I agree that one can be both. But I think I read definitions a while ago that might conflict with folk's perceptions of the words. Anyway... I am shy when in personal social situations, but outgoing when in situations surrounding a shared interest. I spent a good part of my career in purchasing management. I selected & managed vendors, negotiated contracts, dealt with internal users, etc. So I had a lot of face time with folks (and potential conflicts), but the sales folks usually came to me...I was usually in my own office, secure behind my own desk. At one point I started my own business, and had to cold-call to build a network. I grew so much from that experience. The business did not work out, but the personal growth was worth it.
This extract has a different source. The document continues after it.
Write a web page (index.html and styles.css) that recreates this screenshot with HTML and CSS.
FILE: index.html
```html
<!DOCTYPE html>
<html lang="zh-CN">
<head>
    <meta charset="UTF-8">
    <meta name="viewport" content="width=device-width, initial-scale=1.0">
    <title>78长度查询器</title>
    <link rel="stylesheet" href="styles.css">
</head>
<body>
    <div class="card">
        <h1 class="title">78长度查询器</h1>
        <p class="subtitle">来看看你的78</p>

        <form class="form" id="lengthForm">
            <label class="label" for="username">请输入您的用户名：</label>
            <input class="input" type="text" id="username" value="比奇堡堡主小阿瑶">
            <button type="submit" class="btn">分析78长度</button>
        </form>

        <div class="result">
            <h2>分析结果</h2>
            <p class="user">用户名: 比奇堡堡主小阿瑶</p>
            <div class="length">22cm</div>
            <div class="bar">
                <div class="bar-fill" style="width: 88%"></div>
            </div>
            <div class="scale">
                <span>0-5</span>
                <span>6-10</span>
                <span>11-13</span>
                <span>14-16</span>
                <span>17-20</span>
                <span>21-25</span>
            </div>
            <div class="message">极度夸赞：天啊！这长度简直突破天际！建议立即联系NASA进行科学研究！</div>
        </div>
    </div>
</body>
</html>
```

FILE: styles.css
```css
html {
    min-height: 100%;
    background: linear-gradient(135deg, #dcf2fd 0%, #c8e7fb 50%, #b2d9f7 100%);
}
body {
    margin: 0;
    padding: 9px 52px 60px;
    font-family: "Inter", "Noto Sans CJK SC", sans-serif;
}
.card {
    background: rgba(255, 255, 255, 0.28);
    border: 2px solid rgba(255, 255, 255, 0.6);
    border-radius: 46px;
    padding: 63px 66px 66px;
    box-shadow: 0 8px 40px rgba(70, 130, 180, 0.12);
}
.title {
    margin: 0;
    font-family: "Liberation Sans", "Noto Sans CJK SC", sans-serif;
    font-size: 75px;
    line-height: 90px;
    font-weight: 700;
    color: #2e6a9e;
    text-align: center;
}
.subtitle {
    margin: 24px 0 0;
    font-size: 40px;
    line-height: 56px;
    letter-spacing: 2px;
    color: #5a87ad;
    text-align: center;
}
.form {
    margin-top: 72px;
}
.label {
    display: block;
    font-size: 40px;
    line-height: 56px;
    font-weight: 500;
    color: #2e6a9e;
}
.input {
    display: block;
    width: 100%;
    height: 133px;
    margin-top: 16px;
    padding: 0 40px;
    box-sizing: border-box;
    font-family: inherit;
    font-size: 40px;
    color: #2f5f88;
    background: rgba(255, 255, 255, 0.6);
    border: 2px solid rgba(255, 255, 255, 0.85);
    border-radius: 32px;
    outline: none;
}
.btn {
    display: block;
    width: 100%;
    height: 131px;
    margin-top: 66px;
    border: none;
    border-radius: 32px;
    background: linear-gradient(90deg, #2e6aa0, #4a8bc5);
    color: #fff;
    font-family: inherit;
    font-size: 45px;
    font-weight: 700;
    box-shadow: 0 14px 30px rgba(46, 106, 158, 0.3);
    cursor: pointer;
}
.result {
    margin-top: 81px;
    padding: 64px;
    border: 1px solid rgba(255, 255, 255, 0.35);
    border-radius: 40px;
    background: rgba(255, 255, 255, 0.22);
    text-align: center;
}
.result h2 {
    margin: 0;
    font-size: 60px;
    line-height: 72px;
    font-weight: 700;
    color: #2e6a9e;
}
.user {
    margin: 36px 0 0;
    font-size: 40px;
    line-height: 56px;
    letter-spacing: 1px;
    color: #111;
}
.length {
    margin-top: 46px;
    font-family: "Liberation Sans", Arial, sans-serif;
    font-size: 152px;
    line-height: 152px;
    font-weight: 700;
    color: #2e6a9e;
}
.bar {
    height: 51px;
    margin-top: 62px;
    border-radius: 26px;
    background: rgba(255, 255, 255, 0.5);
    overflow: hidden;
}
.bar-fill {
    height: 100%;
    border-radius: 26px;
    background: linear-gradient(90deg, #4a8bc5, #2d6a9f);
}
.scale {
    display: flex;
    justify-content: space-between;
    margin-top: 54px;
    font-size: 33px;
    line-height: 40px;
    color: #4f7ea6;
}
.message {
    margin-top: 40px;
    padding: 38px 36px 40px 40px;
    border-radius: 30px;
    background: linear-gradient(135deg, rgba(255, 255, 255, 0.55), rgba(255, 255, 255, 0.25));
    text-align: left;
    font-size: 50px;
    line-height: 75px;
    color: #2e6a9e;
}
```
Conversely, I don't like purely social situations. I don't like people trying to "know things" about me unless it's in some casual get-to-know-you context other than "you and me" (church, working with non-profits, etc.) My trust at that level is zero. I think most people have horrible boundaries, so my trust has to be earned. I still get a little confused over which I am. I've struck up conversations with strangers in the grocery store that have gone on for 10 minutes or longer. Maybe we are too complex for "either/or" labels. Maybe there's the defensive way we live, then times the guard is down and we are truly ourselves.
I'm certain it's possible to have traits of both types, but not me. I'm an introvert, and the older I get, the more pronounced my introversion. I found this; never heard of "ambivert." What Is an Ambivert? Both introverted extroverts and extroverted introverts are ambiverts. Depending on the circumstances, they might prefer to spend an evening alone or be the life of the party. They can be reserved when the situation calls for it, and gregarious when an outgoing manner is more suitable. https://www.verywellmind.com/what-is-an-extroverted-introvert-5191202
^^^ John that was a good post and what you shared. I tend to have very similar descriptions of myself. So with that said, I am an Introvert mostly with a strong curve of Extrovert, in comparison 70 percent Intro and 30 percent Extro. I need to stop sipping on my brandy and return to this post later LOL.
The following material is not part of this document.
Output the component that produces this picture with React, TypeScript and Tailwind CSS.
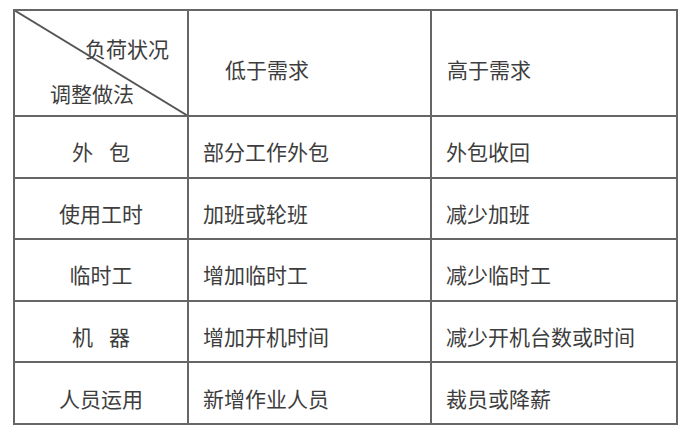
const rows: [string, string, string][] = [
  ["外|包", "部分工作外包", "外包收回"],
  ["使用工时", "加班或轮班", "减少加班"],
  ["临时工", "增加临时工", "减少临时工"],
  ["机|器", "增加开机时间", "减少开机台数或时间"],
  ["人员运用", "新增作业人员", "裁员或降薪"],
];

// "外|包" -> two chars with a gap between them
function Spaced({ text }: { text: string }) {
  const parts = text.split("|");
  if (parts.length === 1) return <>{text}</>;
  return (
    <span className="flex gap-[16px]">
      {parts.map((p) => (
        <span key={p}>{p}</span>
      ))}
    </span>
  );
}

export default function App() {
  return (
    <div
      className="w-[693px] h-[442px] bg-white pl-[13px] pt-[9px] text-[21px] leading-none text-[#3d3d3d]"
      style={{ fontFamily: '"Noto Sans CJK SC", "Noto Sans", sans-serif' }}
    >
      <div className="grid w-[665px] h-[416px] grid-cols-[172px_241px_244px] grid-rows-[104px_repeat(5,1fr)] gap-[2px] bg-[#666] p-[2px]">
        <div className="relative bg-white">
          <svg className="absolute inset-0 h-full w-full" viewBox="0 0 172 104" preserveAspectRatio="none">
            <line x1="-1" y1="-1" x2="173" y2="105" stroke="#555" strokeWidth="1.8" />
          </svg>
          <span className="absolute left-[70px] top-[27px]">负荷状况</span>
          <span className="absolute left-[35px] top-[72px]">调整做法</span>
        </div>
        <div className="flex items-center bg-white pl-[36px] pt-[12px]">低于需求</div>
        <div className="flex items-center bg-white pl-[15px] pt-[12px]">高于需求</div>
        {rows.map(([a, b, c]) => (
          <>
            <div key={a} className="flex items-center justify-center bg-white pt-[10px]">
              <Spaced text={a} />
            </div>
            <div key={b} className="flex items-center bg-white pl-[14px] pt-[10px]">{b}</div>
            <div key={c} className="flex items-center bg-white pl-[14px] pt-[10px]">{c}</div>
          </>
        ))}
      </div>
    </div>
  );
}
I’m very much an introvert, INTJ if you follow Meyers-Briggs. They say, scratch an INTJ, find a scientist, certainly true in my case. The classification fits me to a T. I imagine most here are familiar with M-B but, if not, here’s a brief outline of it. Fun reading. https://personalitymax.com/personality/
I've taken the Myers-Briggs test several times (both through evening college classes and through jobs), and I know I've had 3 different results, although I am certain they were not radically different Types. At a high level, I don't think that people often (if ever) switch from Being Introverts to Extroverts. It is an interesting thing to do. I was going to post a link to an online test for anyone who's interested to take it and share/discuss results, but I'm not sure which ones will just give you the results and which will require an email address. We all know how that works...you invested time in filling out questionnaires, and at the end they spring the "Enter Your Email Address For The Results" surprise on you.
A few places I worked administered the tests and once, when I was trying to decide about career paths, it was one of the tests a vocational psychologist administered. He showed me the results and kind of got a chuckle out of my lopsided scores. I was actually 100:0 on Thinking vs. Feeling. I was always clearly INTJ on all of them though.
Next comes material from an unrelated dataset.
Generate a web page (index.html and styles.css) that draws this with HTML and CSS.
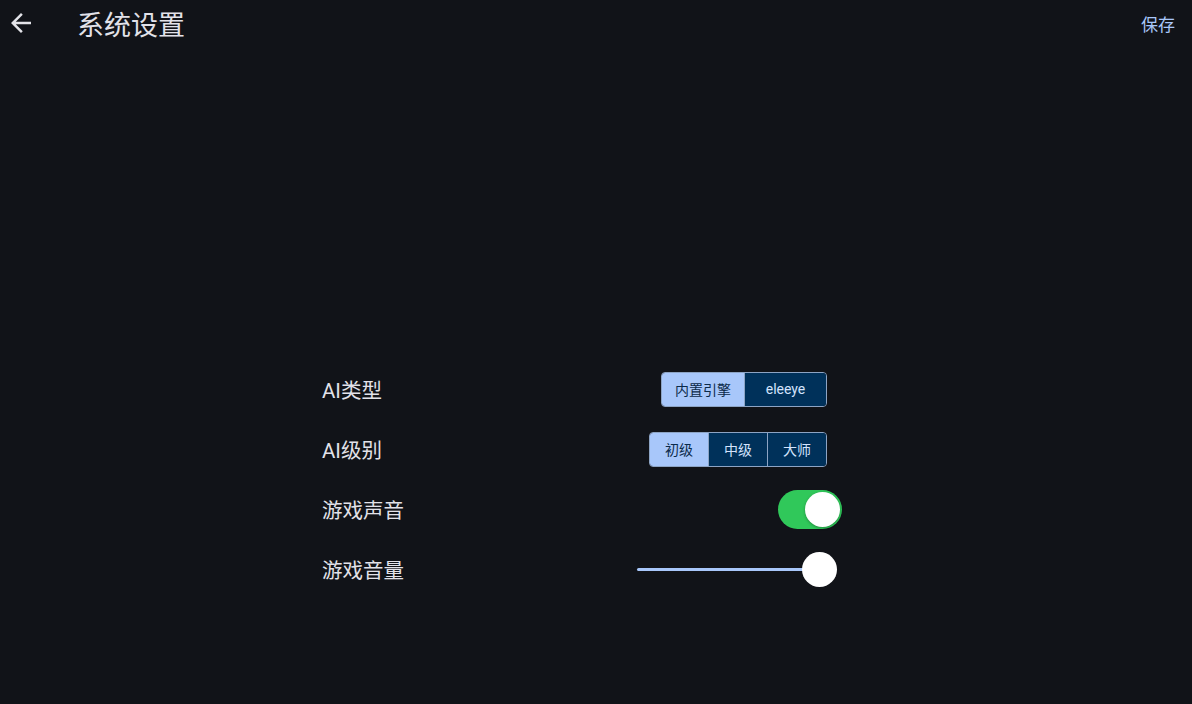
FILE: index.html
```html
<html>
<head>
    <title>系统设置</title>
    <meta http-equiv="Content-Type" content="text/html; charset=UTF-8"/>
    <meta name="viewport" content="width=device-width, initial-scale=1.0">
    <link rel="stylesheet" href="styles.css">
</head>
<body>
<div class="appbar">
    <div class="back">
        <svg width="30" height="30" viewBox="0 0 24 24"><path d="M20 11H7.83l5.59-5.59L12 4l-8 8 8 8 1.41-1.41L7.83 13H20v-2z" fill="#e3e3e8"/></svg>
    </div>
    <div class="title">系统设置</div>
    <div class="action">保存</div>
</div>
<div class="settings">
    <div class="row">
        <div class="label">AI类型</div>
        <div class="segmented wide">
            <div class="seg on">内置引擎</div>
            <div class="seg">eleeye</div>
        </div>
    </div>
    <div class="row">
        <div class="label">AI级别</div>
        <div class="segmented">
            <div class="seg on">初级</div>
            <div class="seg">中级</div>
            <div class="seg">大师</div>
        </div>
    </div>
    <div class="row">
        <div class="label">游戏声音</div>
        <div class="switch on"><div class="knob"></div></div>
    </div>
    <div class="row">
        <div class="label">游戏音量</div>
        <div class="slider">
            <div class="track"></div>
            <div class="thumb"></div>
        </div>
    </div>
</div>
</body>
</html>
```

FILE: styles.css
```css
html, body {
    margin: 0px;
    background: #111318;
    color: #e2e2e9;
    font-family: "Roboto", "Noto Sans CJK SC", sans-serif;
}

* {
    box-sizing: border-box;
}

.appbar {
    display: flex;
    align-items: center;
    height: 46px;
}

.back {
    width: 42px;
    padding-left: 6px;
    display: flex;
    align-items: center;
}

.title {
    margin-left: 35px;
    font-size: 27px;
    color: #e2e2e9;
    flex: 1;
}

.action {
    font-size: 17px;
    color: #a8c7fa;
    padding-right: 17px;
}

.settings {
    width: 520px;
    margin: 313px 0 0 322px;
}

.row {
    height: 60px;
    display: flex;
    align-items: center;
    justify-content: space-between;
}

.label {
    font-size: 20.5px;
    color: #e2e2e9;
}

/* сегментированный переключатель */
.segmented {
    display: flex;
    height: 35px;
    margin-right: 15px;
    border: 1px solid #8da4c4;
    border-radius: 4px;
    overflow: hidden;
}

.seg {
    display: flex;
    align-items: center;
    justify-content: center;
    padding: 0 15px;
    font-size: 14px;
    background: #00315a;
    color: #d3e3fd;
}

.seg + .seg {
    border-left: 1px solid #8da4c4;
}

.seg.on {
    background: #a8c7fa;
    color: #0b2a4a;
}

.wide .seg {
    min-width: 82px;
    padding: 0 13px;
}

.switch {
    width: 64px;
    height: 39px;
    border-radius: 20px;
    background: #30c85a;
    padding: 2px;
    display: flex;
    justify-content: flex-end;
}

.knob {
    width: 35px;
    height: 35px;
    border-radius: 50%;
    background: #fff;
    box-shadow: 0 1px 3px rgba(0, 0, 0, .3);
}

.slider {
    width: 205px;
    display: flex;
    align-items: center;
}

.track {
    flex: 1;
    height: 3px;
    margin-right: -2px;
    background: #a8c7fa;
    border-radius: 2px;
}

.thumb {
    width: 35px;
    height: 35px;
    border-radius: 50%;
    background: #fff;
    margin-right: 5px;
}
```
I think introvert and extrovert characteristics can be both situational and variable in intensity.depending on the situation, circumstances and context.
WOW!!! We don't need no stinkin' nuance I wish I had saved my tests. I believe I, too, was an INTJ. Nothing changed radically for me, but life experiences caused subtle shifts. Perhaps Jung's underlying theories are correct, but there's no accurate way to measure psyche at a granular level. When I was tired of the corporate grind and wanted to strike out on my own, I hired a Career Coach. It was rather fascinating. One of the tests she administered was The Strong Campbell Interest Inventory. It's an inventory of your likes and dislikes, which are then compared to the vocations/avocations of those with similar interests. Highly unscientific, purely subjective, but really interesting.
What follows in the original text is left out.